Art Bears chronology
| Winter Songs (1979) | The World as It Is Today (1981) | The Art Box (2004) |

= The World as It Is Today =

The World as It Is Today is the third and last album by English avant-rock group Art Bears. It was recorded at Sunrise Studio in Kirchberg, Switzerland between 24 August and 7 September 1980, and was first released in 1981.

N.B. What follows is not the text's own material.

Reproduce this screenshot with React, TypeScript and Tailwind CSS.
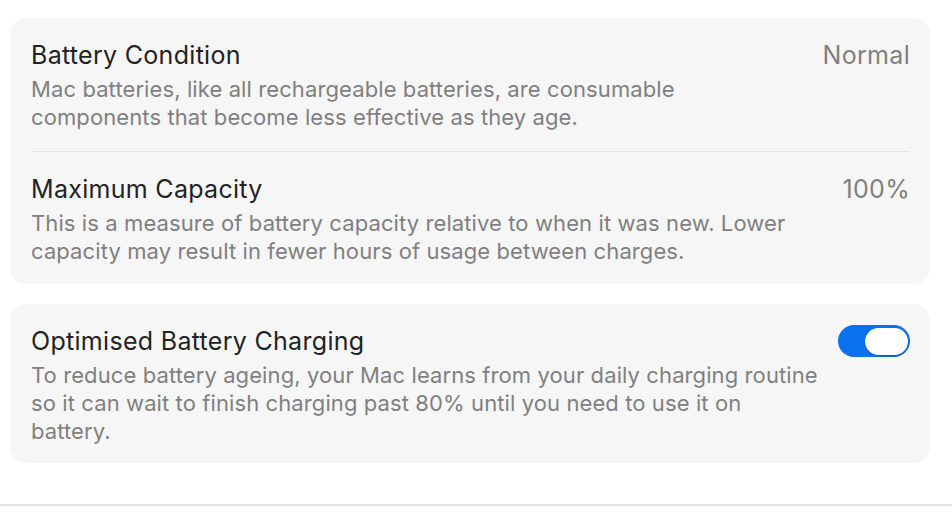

For technical reasons, the original release of this album on LP vinyl record was pressed on a 12" disc at 45-rpm, and not the usual 33⅓ rpm.

Professional ratings
Review scores
| Source | Rating |
| AllMusic | Star Half star |

==Contents==
The World as It Is Today comprises 11 songs, all composed by Fred Frith with texts by Chris Cutler. The last song, "Albion, Awake!" was recorded as an instrumental because Dagmar Krause objected strongly to the violent nature of the lyrics. The lyrics for "Albion, Awake!", however, still appear in the booklet accompanying the album. In 2013 the lyrics were set to music for Áine O'Dwyer's album Anything Bright or Startling?

==Track listing==

Side one
| No. | Title | Length |
|---|---|---|
| 1. | "The Song of Investment Capital Overseas" | 2:38 |
| 2. | "Truth" | 2:56 |
| 3. | "Freedom" | 3:25 |
| 4. | "(Armed) Peace" | 2:30 |
| 5. | "Civilisation" | 4:52 |

Side two
| No. | Title | Length |
|---|---|---|
| 1. | "Democracy" | 2:22 |
| 2. | "The Song of the Martyrs" | 4:09 |
| 3. | "Law" | 0:51 |
| 4. | "The Song of the Monopolists" | 1:48 |
| 5. | "The Song of the Dignity of Labour Under Capital" | 2:27 |
| 6. | "Albion, Awake!" | 4:08 |

==Personnel==
- Fred Frith – guitars, keyboards, viola, violin, xylophone
- Chris Cutler – drums, electric drums, noise
- Dagmar Krause – vocals

Sound and art work
- Produced by Art Bears and Etienne Conod
- Cover art by Art Bear IV

==CD reissues==
- In 1988 The World as It Is Today and Art Bears' previous album Winter Songs were re-issued together on a single CD entitled 25 Songs.
- The album was also re-issued in 2004 as part of The Art Box a boxed set of six CDs, which included all the material released by the band, together with live and unreleased tracks, plus remixes by other musicians.